The Russian economy outpaced its European peers in terms of growth last year, expanding by 4%, Prime Minister Mikhail Mishustin stated on Friday, citing the latest calculations. He said the main driver behind the above-average growth was the rapid introduction of digital technologies within a broad range of economic sectors.

“The economic effect [from the introduction of artificial intelligence technologies] is about one trillion rubles ($11 billion), and by the end of the decade it will top ten trillion,” Mishustin said at a plenary session of the Digital Almaty 2024 forum in Kazakhstan, adding that this would eventually add some 6% to the country’s gross domestic product (GDP).

According to the prime minister, the scope of AI technologies application in economic and administrative sectors has increased by an average of 1.5 times over the past two years, and he expects that trend to continue.

“As for digital solutions, we continue to work on their implementation in all areas, including those based on artificial intelligence… We are developing digital transportation corridors and using information platforms. And there are more and more such projects.

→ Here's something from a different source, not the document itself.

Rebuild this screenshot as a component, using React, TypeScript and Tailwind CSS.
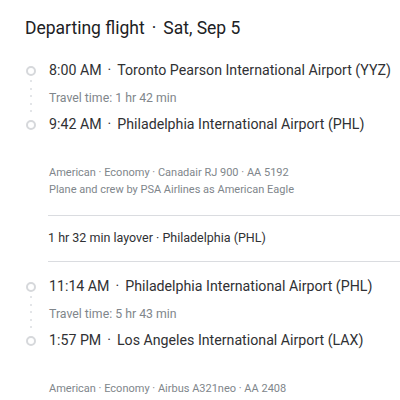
const legs = [
  {
    dep: { time: '8:00 AM', airport: 'Toronto Pearson International Airport (YYZ)' },
    arr: { time: '9:42 AM', airport: 'Philadelphia International Airport (PHL)' },
    travel: 'Travel time: 1 hr 42 min',
    details: ['American · Economy · Canadair RJ 900 · AA 5192', 'Plane and crew by PSA Airlines as American Eagle'],
  },
  {
    dep: { time: '11:14 AM', airport: 'Philadelphia International Airport (PHL)' },
    arr: { time: '1:57 PM', airport: 'Los Angeles International Airport (LAX)' },
    travel: 'Travel time: 5 hr 43 min',
    details: ['American · Economy · Airbus A321neo · AA 2408'],
  },
];

function Circle() {
  return <div className="w-[10px] h-[10px] rounded-full border-[2px] border-[#d6d8db] bg-white" />;
}

function Leg({ leg }: { leg: (typeof legs)[number] }) {
  return (
    <div className="flex">
      {/* timeline */}
      <div className="w-[49px] flex flex-col items-center pl-[12px] pt-[7px]">
        <Circle />
        <div className="flex flex-col gap-[5.5px] mt-[4px] mb-[8px]">
          {[0, 1, 2, 3, 4].map((i) => (
            <div key={i} className="w-[2px] h-[2px] rounded-full bg-[#dadce0]" />
          ))}
        </div>
        <Circle />
      </div>
      <div className="flex-1 min-w-0">
        <div className="h-[24px] flex items-center text-[14.2px] text-[#303134] whitespace-nowrap">
          {leg.dep.time}
          <span className="mx-[6px]">·</span>
          {leg.dep.airport}
        </div>
        <div className="h-[30px] flex items-center text-[12.3px] text-[#80868b]">{leg.travel}</div>
        <div className="h-[24px] flex items-center text-[14.2px] text-[#303134] whitespace-nowrap">
          {leg.arr.time}
          <span className="mx-[6px]">·</span>
          {leg.arr.airport}
        </div>
        <div className="pt-[27px] text-[11px] leading-[17px] text-[#80868b]">
          {leg.details.map((d) => (
            <div key={d}>{d}</div>
          ))}
        </div>
      </div>
    </div>
  );
}

export default function App() {
  return (
    <div className="w-[400px] h-[400px] bg-white overflow-hidden font-['Roboto',sans-serif]">
      <div className="pl-[25px] pt-[17px] text-[17.5px] leading-[22px] text-[#202124]">
        Departing flight<span className="mx-[7px]">·</span>Sat, Sep 5
      </div>
      <div className="mt-[20px]">
        <Leg leg={legs[0]} />
      </div>
      <div className="ml-[48px] mt-[17px] border-t border-[#dadce0] border-b h-[47px] flex items-center text-[12.5px] text-[#303134]">
        1 hr 32 min layover · Philadelphia (PHL)
      </div>
      <div className="mt-[13px]">
        <Leg leg={legs[1]} />
      </div>
    </div>
  );
}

We are taking global trends into account – they help us respond to very difficult internal and external challenges,” Mishustin stated.

He noted that Russia is currently among the top-three countries “with serious competencies” in digital technologies, adding that it is open to sharing its experience and developments in the sphere with foreign partners.

“We are now focused on further development – the launch of large projects in technological sovereignty, so-called megaprojects, as well as improving the training of engineering teams and the introduction of new digital technologies,” Mishustin explained.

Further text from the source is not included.